El sintagma “el futuro ya llegó” parece una de las múltiples expresiones prefabricadas que nos inundan en estos mares de sobreinformación en los que, las personas y, por ende, los profesionales de la salud y nuestros pacientes han de navegar de forma estrepitosa y con embarcaciones de dudosa solvencia. Se trata de uno de los múltiples síntomas que afectan a la sociedad del siglo XXI. La gran aceleración de la llegada del futuro está imbricada a las rápidas transformaciones socioeconómicas y biofísicas; realmente se iniciaron a partir de mediados del siglo XX, como consecuencia del enorme desarrollo tecnológico y económico acontecido tras el final de la Segunda Guerra Mundial y que nos precipitó al mundo entero en un formidable proceso de cambios drásticos, los cuales, algunos perduran. Todos estos acontecimientos son inequívocamente atribuibles a las actividades humanas, dando lugar a lo que se conoce como la era del ser humano (o “antropoceno”) caracterizada por el ingente crecimiento del sistema económico-financiero mundial, el desarrollo tecnológico y la profunda crisis bioclimática.
En paralelo a toda esta descripción de sucesos, cambios de usos y costumbres, y disrupciones varias en los últimos decenios, los sistemas de salud se han acoplado de forma intermitente a estos flujos de entrada-salida de conocimiento y tecnología. Sin embargo, las preocupaciones que suscita el futuro de los sistemas de salud son prácticamente las mismas en todos los continentes. La salud se ha convertido en lo más importante para las poblaciones de los países, bien sean más o menos desarrollados.
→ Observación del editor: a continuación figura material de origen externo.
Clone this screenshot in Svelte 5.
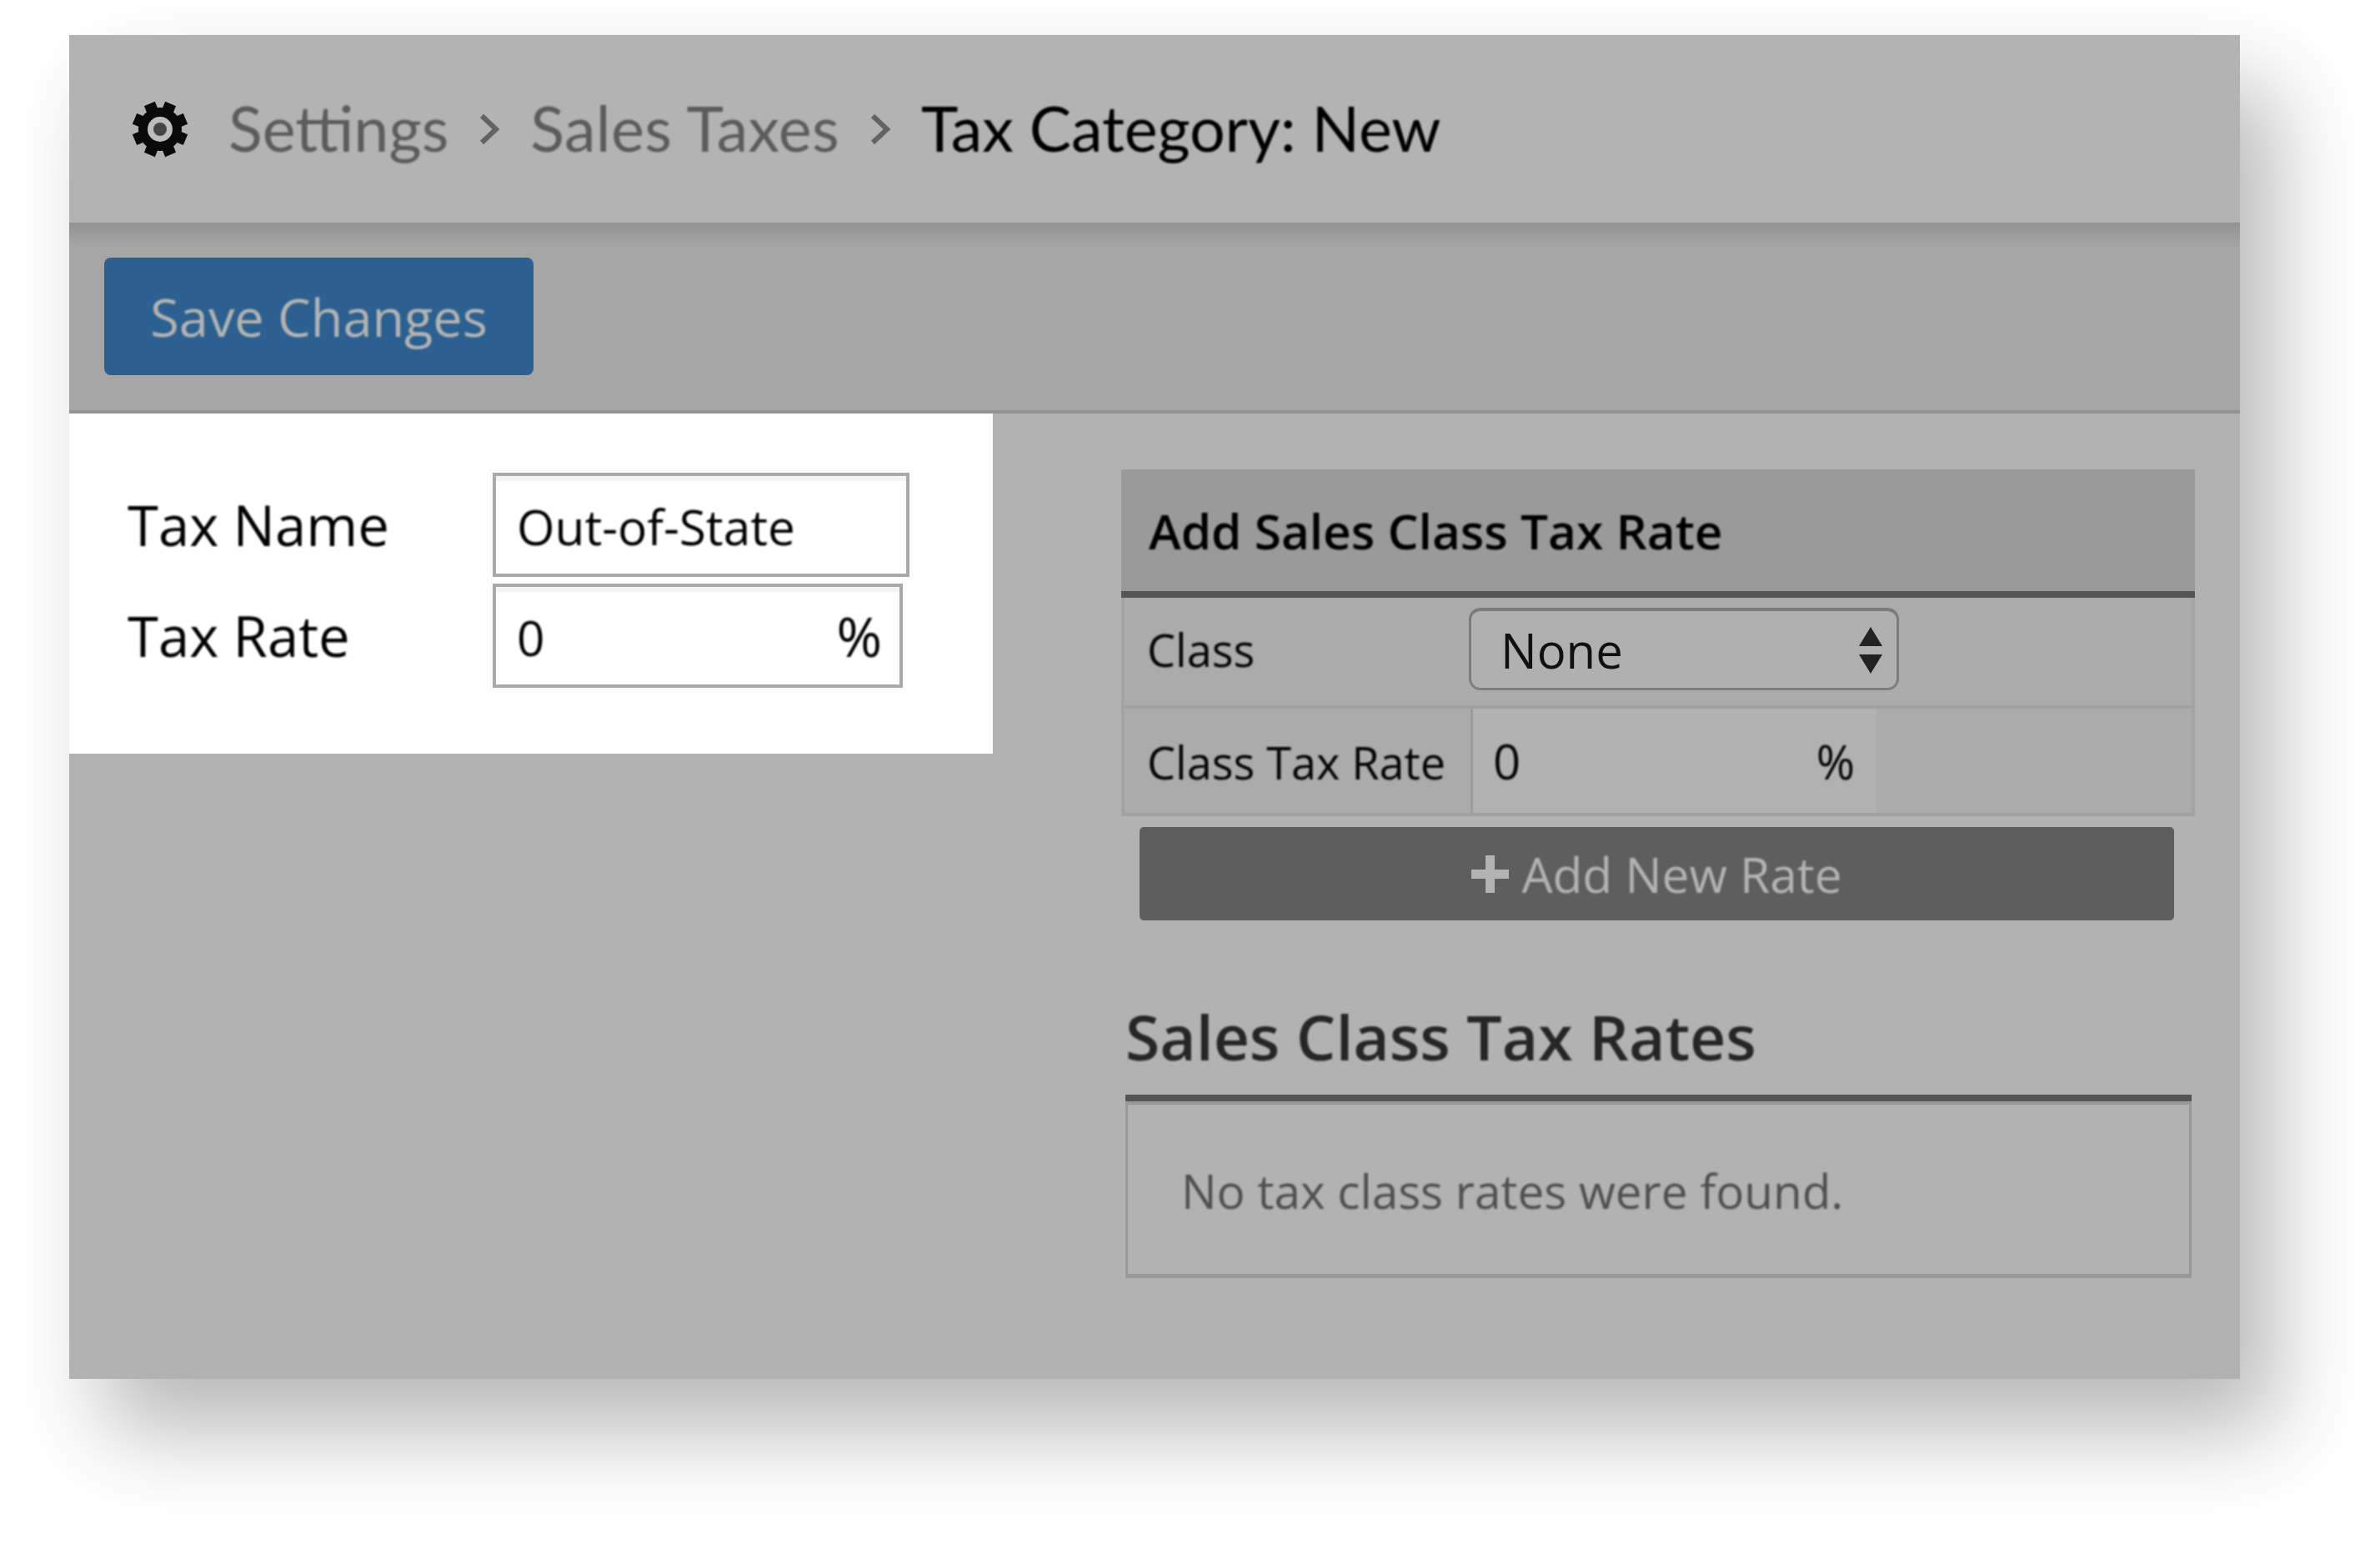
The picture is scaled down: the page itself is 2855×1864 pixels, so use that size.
<script>
  const teeth = [22.5, 67.5, 112.5, 157.5, 202.5, 247.5, 292.5, 337.5];
</script>

<div class="stage">
  <div class="window">
    <header class="crumbs">
      <svg class="gear" viewBox="0 0 68 68" aria-hidden="true">
        {#each teeth as a}
          <rect x="27" y="1" width="14" height="20" fill="#0a0a0a" transform="rotate({a} 34 34)" />
        {/each}
        <circle cx="34" cy="34" r="26" fill="#0a0a0a" />
        <circle cx="34" cy="34" r="15" fill="#bdbdbd" />
        <circle cx="34" cy="34" r="8" fill="#454545" />
      </svg>
      <span class="crumb soft">Settings</span>
      <svg class="chev" viewBox="0 0 26 38" aria-hidden="true"><path d="M4 3 L21 19 L4 35" /></svg>
      <span class="crumb wide soft">Sales Taxes</span>
      <svg class="chev" viewBox="0 0 26 38" aria-hidden="true"><path d="M4 3 L21 19 L4 35" /></svg>
      <span class="crumb current soft">Tax Category: New</span>
    </header>

    <div class="toolbar">
      <button class="save"><span class="soft">Save Changes</span></button>
    </div>

    <main class="content">
      <section class="form">
        <div class="field">
          <label class="soft" for="tax-name">Tax Name</label>
          <div class="box name"><input id="tax-name" class="soft" value="Out-of-State" /></div>
        </div>
        <div class="field">
          <label class="soft" for="tax-rate">Tax Rate</label>
          <div class="box rate">
            <input id="tax-rate" class="soft" value="0" />
            <span class="pct soft">%</span>
          </div>
        </div>
      </section>

      <section class="side">
        <h3><span class="soft">Add Sales Class Tax Rate</span></h3>
        <div class="rows">
          <div class="row one">
            <span class="cell-label soft">Class</span>
            <div class="select-wrap">
              <select><option>None</option></select>
              <svg class="arrows" viewBox="0 0 30 56" aria-hidden="true">
                <path d="M15 0 L29 23 L1 23 Z M15 56 L29 33 L1 33 Z" />
              </svg>
            </div>
          </div>
          <div class="row two">
            <span class="cell-label soft">Class Tax Rate</span>
            <div class="rate-cell">
              <input class="soft" value="0" />
              <span class="soft">%</span>
            </div>
          </div>
        </div>
        <button class="add"><span class="plus"></span><span class="soft">Add New Rate</span></button>

        <h2><span class="soft">Sales Class Tax Rates</span></h2>
        <div class="empty"><span class="soft">No tax class rates were found.</span></div>
      </section>
    </main>
  </div>
</div>

<style>
  :global(body) {
    margin: 0;
    background: #fff;
    font-family: "Open Sans", "Noto Sans", sans-serif;
  }
  .soft { filter: blur(0.9px); }
  .stage {
    width: 2855px;
    height: 1864px;
    box-sizing: border-box;
    padding: 42px 168px 210px 83px;
    overflow: hidden;
  }
  .window {
    height: 1612px;
    background: #b2b2b2;
    box-shadow: 42px 62px 100px rgba(0, 0, 0, 0.28);
    display: flex;
    flex-direction: column;
  }
  .crumbs {
    height: 225px;
    box-sizing: border-box;
    padding: 0 0 0 75px;
    display: flex;
    align-items: center;
    background: #b3b3b3;
    font-family: Lato, sans-serif;
    font-size: 75.4px;
    color: #5c5c5c;
  }
  .gear { width: 68px; height: 68px; margin-right: 48px; flex: none; }
  .crumb { line-height: 1; white-space: nowrap; margin-top: -1px; }
  .wide { letter-spacing: 0.35px; }
  .current { color: #000; letter-spacing: -0.1px; }
  .chev { width: 26px; height: 38px; margin: 0 36px; flex: none; }
  .chev path { fill: none; stroke: #636363; stroke-width: 6; }

  .toolbar {
    height: 229px;
    box-sizing: border-box;
    padding: 42px 0 0 42px;
    border-bottom: 4px solid #929292;
    background: linear-gradient(#929292, #a6a6a6 30px, #a6a6a6);
  }
  .save {
    display: block;
    width: 515px;
    height: 141px;
    border: 0;
    border-radius: 8px;
    background: #2b6090;
    color: #b3b3b3;
    font: 400 63px "Open Sans", sans-serif;
    padding: 0;
  }

  .content { flex: 1; display: flex; align-items: flex-start; }
  .form {
    width: 1108px;
    height: 408px;
    box-sizing: border-box;
    padding: 71px 0 0 70px;
    background: #fff;
    display: flex;
    flex-direction: column;
    gap: 8px;
    flex: none;
  }
  .field { display: flex; align-items: center; height: 125px; }
  label { width: 438px; flex: none; font-size: 67px; color: #000; margin-top: -2px; }
  .box {
    box-sizing: border-box;
    height: 125px;
    border: 4px solid #a9a9a9;
    box-shadow: inset 0 6px 0 #f4f4f4;
    background: #fff;
    font: 400 58.5px "Open Sans", sans-serif;
    color: #000;
    display: flex;
    align-items: center;
    padding: 2px 25px 0;
  }
  input { font: inherit; color: inherit; background: transparent; border: 0; outline: 0; min-width: 0; padding: 0; }
  .name { width: 500px; }
  .name input { width: 100%; }
  .rate { width: 492px; padding-right: 21px; }
  .rate input { flex: 1; }
  .pct { font-size: 66px; margin-top: -3px; }

  .side { width: 1288px; margin-left: 154px; padding-top: 67px; flex: none; }
  h3 {
    margin: 0;
    height: 154px;
    box-sizing: border-box;
    padding: 0 0 0 33px;
    display: flex;
    align-items: center;
    background: #9a9a9a;
    border-bottom: 8px solid #555;
    font-size: 58.5px;
    font-weight: 600;
    color: #000;
  }
  .rows {
    border-left: 4px solid #a3a3a3;
    border-right: 4px solid #a3a3a3;
    background: #ababab;
    font-size: 54px;
    color: #050505;
  }
  .row { display: flex; align-items: stretch; border-bottom: 4px solid #a0a0a0; box-sizing: border-box; }
  .row.one { height: 133px; align-items: center; padding-bottom: 6px; }
  .row.two { height: 129px; }
  .cell-label { width: 415px; box-sizing: border-box; padding-left: 27px; flex: none; display: flex; align-items: center; }
  .row.two .cell-label, .rate-cell { padding-top: 2px; }
  .select-wrap { position: relative; margin-left: -2px; }
  select {
    appearance: none;
    display: block;
    width: 516px;
    height: 99px;
    box-sizing: border-box;
    border: 3px solid #7c7c7c;
    border-top-width: 4px;
    border-radius: 14px;
    background: #b0b0b0;
    padding: 0 0 0 35px;
    font: 400 58px "Open Sans", sans-serif;
    color: #111;
  }
  .arrows { position: absolute; left: 467px; top: 23px; width: 30px; height: 56px; }
  .arrows path { fill: #222; }
  .rate-cell {
    width: 487px;
    box-sizing: border-box;
    border-left: 3px solid #9c9c9c;
    padding: 0 26px 0 24px;
    background: #b1b1b1;
    display: flex;
    align-items: center;
    font-size: 58px;
  }
  .rate-cell input { flex: 1; }
  .rate-cell span { font-size: 56px; }

  .add {
    display: flex;
    align-items: center;
    justify-content: center;
    width: 1241px;
    height: 112px;
    margin: 13px 0 0 22px;
    border: 0;
    border-radius: 5px;
    background: #5e5e5e;
    color: #b3b3b3;
    font: 400 58.6px "Open Sans", sans-serif;
    padding: 0;
  }
  .plus {
    width: 45px;
    height: 45px;
    margin-right: 15px;
    background:
      linear-gradient(#b3b3b3, #b3b3b3) center / 100% 11px no-repeat,
      linear-gradient(#b3b3b3, #b3b3b3) center / 11px 100% no-repeat;
  }
  h2 {
    margin: 0 0 0 5px;
    height: 217px;
    width: 1279px;
    box-sizing: border-box;
    border-bottom: 8px solid #555;
    display: flex;
    align-items: flex-end;
    padding-bottom: 32px;
    font-size: 75px;
    font-weight: 600;
    color: #262626;
    line-height: 1;
  }
  .empty {
    margin-left: 5px;
    width: 1279px;
    height: 212px;
    box-sizing: border-box;
    border: 3px solid #999;
    border-top-width: 4px;
    border-bottom-width: 5px;
    padding: 4px 0 0 64px;
    display: flex;
    align-items: center;
    font-size: 56.6px;
    color: #505050;
  }
</style>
Uno de los focos de atención es la mejora de la participación social y profesional en la toma de decisiones y, por supuesto, la humanización. Es evidente que el asunto de llevarlo a la práctica es bastante complejo, reiterativo en determinado punto, y ejemplo claro de proceso que marcha a diferentes velocidades. Por otro lado, podrán convenir conmigo que suele coincidir en la práctica ser considerado un serio incordio por parte de determinados agentes del sector salud, que han demostrado un interés más que escaso en propiciarla (no miremos a otro lado, por favor). Y ahora un par de preguntas retóricas: ¿es posible que vivamos en un mundo de dobles, triples o “n” velocidades?, ¿quién/es y cómo se definen los conceptos de velocidad social y de evolución necesaria de los sistemas de salud? Probablemente cada uno tendrá sus propias respuestas, el asunto clave es que no conseguimos alinearnos en términos de cinemática.
La profunda aceleración parece que implica llenarse la vida con actividades febriles, ritmos infernales, de suerte que no nos queda tiempo para afrontar las verdaderas cuestiones, lo esencial, lo trascendental. Sin embargo, la prisa en la que vivimos no responde casi nunca a que tengamos tareas importantes que hacer con urgencia, sino a los requerimientos de un modo de vida que trata de mantenernos distraídos y ocupados todo el tiempo. No olvidemos que cuando hablamos de las relaciones personales, que se han acelerado igualmente, primando el concepto “fast” (seguido de lo que ustedes quieran) aunque ello lleve a un sentimiento de falta de intimidad y de escasa o paupérrima conectividad, no podemos por menos asumir que no es posible acelerar en determinados planos psicoemocionales. Los seres humanos necesitamos conexiones auténticas, deseamos intimidad, solicitamos ser tenidos en cuenta, pero las relaciones humanas son complejas y precisan tiempo, trabajo, dedicación y cuidado, mucho cuidado. Una cuestión es la agilidad o rapidez humana que nos reitera en nuestra condición, y otra cuestión son las velocidades artificiales paralelas, “el futuro ya llegó”: ¿te subes o te bajas?, tú decides.